## Aim
Restate each line of the listing exactly, without carrying over any pictures.

===== Dataset section =====

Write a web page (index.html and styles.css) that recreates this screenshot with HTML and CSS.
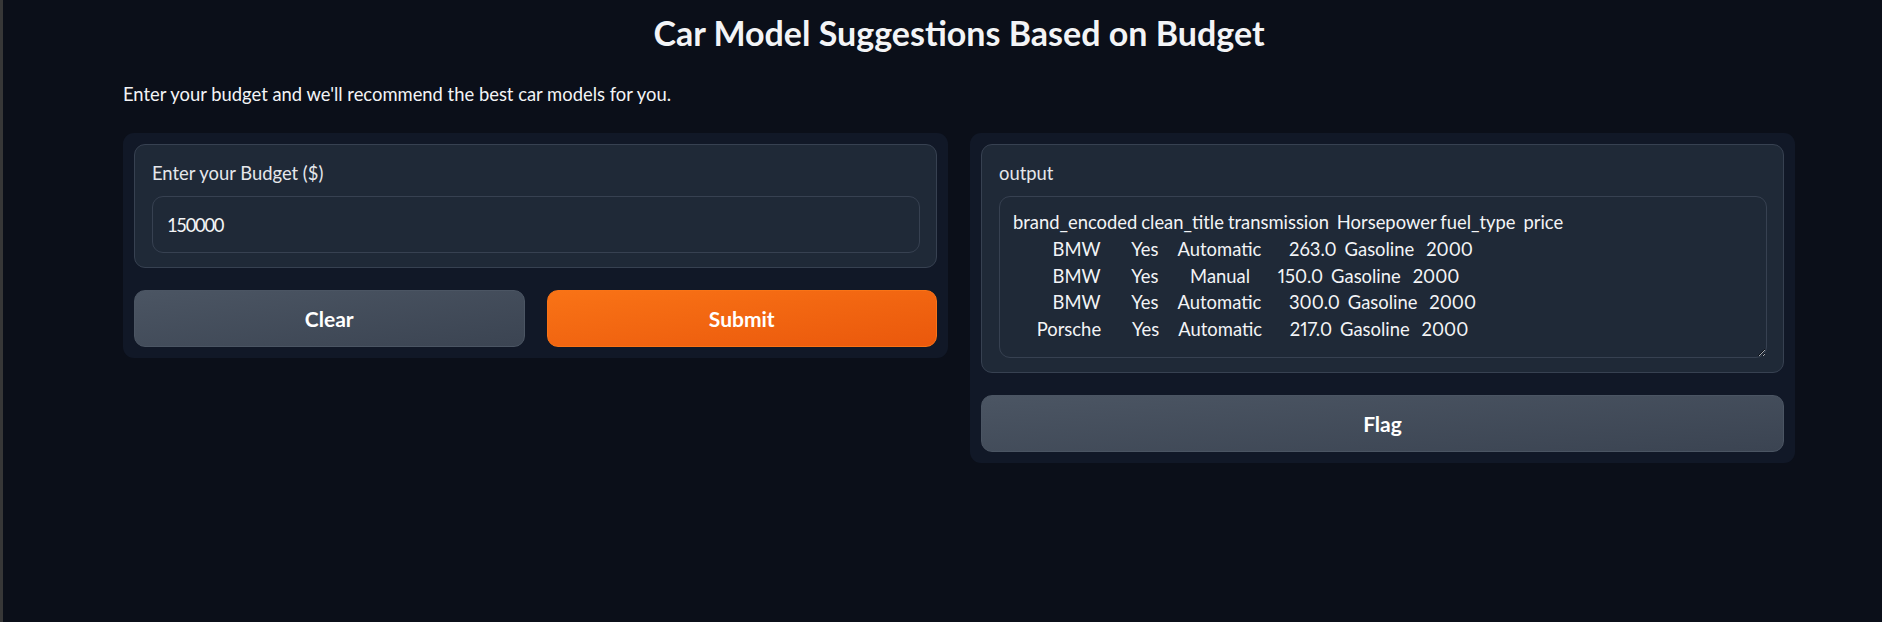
FILE: index.html
```html
<!DOCTYPE html>
<html lang="en">
<head>
<meta charset="utf-8">
<title>Car Model Suggestions Based on Budget</title>
<link rel="stylesheet" href="styles.css">
</head>
<body>
<div class="app">
  <h1 class="title">Car Model Suggestions Based on Budget</h1>
  <p class="desc">Enter your budget and we'll recommend the best car models for you.</p>
  <div class="row">
    <div class="panel">
      <div class="block">
        <label class="label" for="budget">Enter your Budget ($)</label>
        <input class="input" id="budget" type="text" value="150000">
      </div>
      <div class="btn-row">
        <button class="btn btn-secondary">Clear</button>
        <button class="btn btn-primary">Submit</button>
      </div>
    </div>
    <div class="panel">
      <div class="block">
        <label class="label" for="output">output</label>
        <textarea class="textarea" id="output" readonly>
brand_encoded clean_title transmission  Horsepower fuel_type  price
          BMW        Yes     Automatic       263.0  Gasoline   2000
          BMW        Yes        Manual       150.0  Gasoline   2000
          BMW        Yes     Automatic       300.0  Gasoline   2000
      Porsche        Yes     Automatic       217.0  Gasoline   2000</textarea>
      </div>
      <button class="btn btn-secondary btn-full">Flag</button>
    </div>
  </div>
</div>
</body>
</html>
```

FILE: styles.css
```css
html, body {
  margin: 0;
  padding: 0;
}
body {
  background: #0b0f19;
  border-left: 3px solid #373737;
  min-height: 622px;
  box-sizing: border-box;
  font-family: Lato, "Liberation Sans", sans-serif;
  color: #f3f4f6;
}
.app {
  width: 1672px;
  margin-left: 120px;
  padding-top: 13px;
}
.title {
  margin: 0;
  text-align: center;
  font-size: 34px;
  line-height: 40px;
  font-weight: 700;
  color: #f3f4f6;
}
.desc {
  margin: 28px 0 0 0;
  font-size: 18.4px;
  line-height: 26px;
  color: #f3f4f6;
}
.row {
  margin-top: 26px;
  display: flex;
  gap: 22px;
  align-items: flex-start;
}
.panel {
  flex: 1 1 0;
  background: #111827;
  border-radius: 11px;
  padding: 11px;
  display: flex;
  flex-direction: column;
  gap: 22px;
}
.block {
  background: #1f2937;
  border: 1px solid #374151;
  border-radius: 11px;
  padding: 15px 16px 14px 17px;
  display: flex;
  flex-direction: column;
}
.label {
  display: block;
  font-size: 18.4px;
  line-height: 26px;
  color: #e5e7eb;
  margin-bottom: 10px;
}
.input {
  box-sizing: border-box;
  height: 57px;
  width: 100%;
  margin: 0;
  padding: 0 14px;
  background: #1f2937;
  border: 1px solid #374151;
  border-radius: 11px;
  color: #f3f4f6;
  font-family: Lato, "Liberation Sans", sans-serif;
  font-size: 18.4px;
  letter-spacing: -1.3px;
  outline: none;
}
.textarea {
  box-sizing: border-box;
  display: block;
  width: 100%;
  height: 162px;
  margin: 0;
  padding: 12px 13px;
  background: #1f2937;
  border: 1px solid #374151;
  border-radius: 11px;
  color: #f3f4f6;
  font-family: Lato, "Liberation Sans", sans-serif;
  font-size: 18.4px;
  line-height: 26.75px;
  word-spacing: -0.75px;
  font-variant-numeric: proportional-nums;
  white-space: pre;
  overflow: hidden;
  resize: vertical;
  outline: none;
}
.btn-row {
  display: flex;
  gap: 22px;
}
.btn {
  flex: 1 1 0;
  height: 57px;
  border-radius: 11px;
  font-family: Lato, "Liberation Sans", sans-serif;
  font-size: 21px;
  font-weight: 700;
  color: #ffffff;
  cursor: pointer;
  padding: 0;
}
.btn-full {
  flex: none;
  width: 100%;
}
.btn-secondary {
  background: linear-gradient(to bottom right, #4b5563, #3b4452);
  border: 1px solid #4b5563;
}
.btn-primary {
  background: linear-gradient(to bottom right, #f97316, #ea580c);
  border: 1px solid #f97316;
}
```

=====

## Task output
Write a web page (index.html and styles.css) that recreates this screenshot with HTML and CSS.
FILE: index.html
```html
<!DOCTYPE html>
<html lang="en">
<head>
<meta charset="utf-8">
<title>Car Model Suggestions Based on Budget</title>
<link rel="stylesheet" href="styles.css">
</head>
<body>
<div class="app">
  <h1 class="title">Car Model Suggestions Based on Budget</h1>
  <p class="desc">Enter your budget and we'll recommend the best car models for you.</p>
  <div class="row">
    <div class="panel">
      <div class="block">
        <label class="label" for="budget">Enter your Budget ($)</label>
        <input class="input" id="budget" type="text" value="150000">
      </div>
      <div class="btn-row">
        <button class="btn btn-secondary">Clear</button>
        <button class="btn btn-primary">Submit</button>
      </div>
    </div>
    <div class="panel">
      <div class="block">
        <label class="label" for="output">output</label>
        <textarea class="textarea" id="output" readonly>
brand_encoded clean_title transmission  Horsepower fuel_type  price
          BMW        Yes     Automatic       263.0  Gasoline   2000
          BMW        Yes        Manual       150.0  Gasoline   2000
          BMW        Yes     Automatic       300.0  Gasoline   2000
      Porsche        Yes     Automatic       217.0  Gasoline   2000</textarea>
      </div>
      <button class="btn btn-secondary btn-full">Flag</button>
    </div>
  </div>
</div>
</body>
</html>
```

FILE: styles.css
```css
html, body {
  margin: 0;
  padding: 0;
}
body {
  background: #0b0f19;
  border-left: 3px solid #373737;
  min-height: 622px;
  box-sizing: border-box;
  font-family: Lato, "Liberation Sans", sans-serif;
  color: #f3f4f6;
}
.app {
  width: 1672px;
  margin-left: 120px;
  padding-top: 13px;
}
.title {
  margin: 0;
  text-align: center;
  font-size: 34px;
  line-height: 40px;
  font-weight: 700;
  color: #f3f4f6;
}
.desc {
  margin: 28px 0 0 0;
  font-size: 18.4px;
  line-height: 26px;
  color: #f3f4f6;
}
.row {
  margin-top: 26px;
  display: flex;
  gap: 22px;
  align-items: flex-start;
}
.panel {
  flex: 1 1 0;
  background: #111827;
  border-radius: 11px;
  padding: 11px;
  display: flex;
  flex-direction: column;
  gap: 22px;
}
.block {
  background: #1f2937;
  border: 1px solid #374151;
  border-radius: 11px;
  padding: 15px 16px 14px 17px;
  display: flex;
  flex-direction: column;
}
.label {
  display: block;
  font-size: 18.4px;
  line-height: 26px;
  color: #e5e7eb;
  margin-bottom: 10px;
}
.input {
  box-sizing: border-box;
  height: 57px;
  width: 100%;
  margin: 0;
  padding: 0 14px;
  background: #1f2937;
  border: 1px solid #374151;
  border-radius: 11px;
  color: #f3f4f6;
  font-family: Lato, "Liberation Sans", sans-serif;
  font-size: 18.4px;
  letter-spacing: -1.3px;
  outline: none;
}
.textarea {
  box-sizing: border-box;
  display: block;
  width: 100%;
  height: 162px;
  margin: 0;
  padding: 12px 13px;
  background: #1f2937;
  border: 1px solid #374151;
  border-radius: 11px;
  color: #f3f4f6;
  font-family: Lato, "Liberation Sans", sans-serif;
  font-size: 18.4px;
  line-height: 26.75px;
  word-spacing: -0.75px;
  font-variant-numeric: proportional-nums;
  white-space: pre;
  overflow: hidden;
  resize: vertical;
  outline: none;
}
.btn-row {
  display: flex;
  gap: 22px;
}
.btn {
  flex: 1 1 0;
  height: 57px;
  border-radius: 11px;
  font-family: Lato, "Liberation Sans", sans-serif;
  font-size: 21px;
  font-weight: 700;
  color: #ffffff;
  cursor: pointer;
  padding: 0;
}
.btn-full {
  flex: none;
  width: 100%;
}
.btn-secondary {
  background: linear-gradient(to bottom right, #4b5563, #3b4452);
  border: 1px solid #4b5563;
}
.btn-primary {
  background: linear-gradient(to bottom right, #f97316, #ea580c);
  border: 1px solid #f97316;
}
```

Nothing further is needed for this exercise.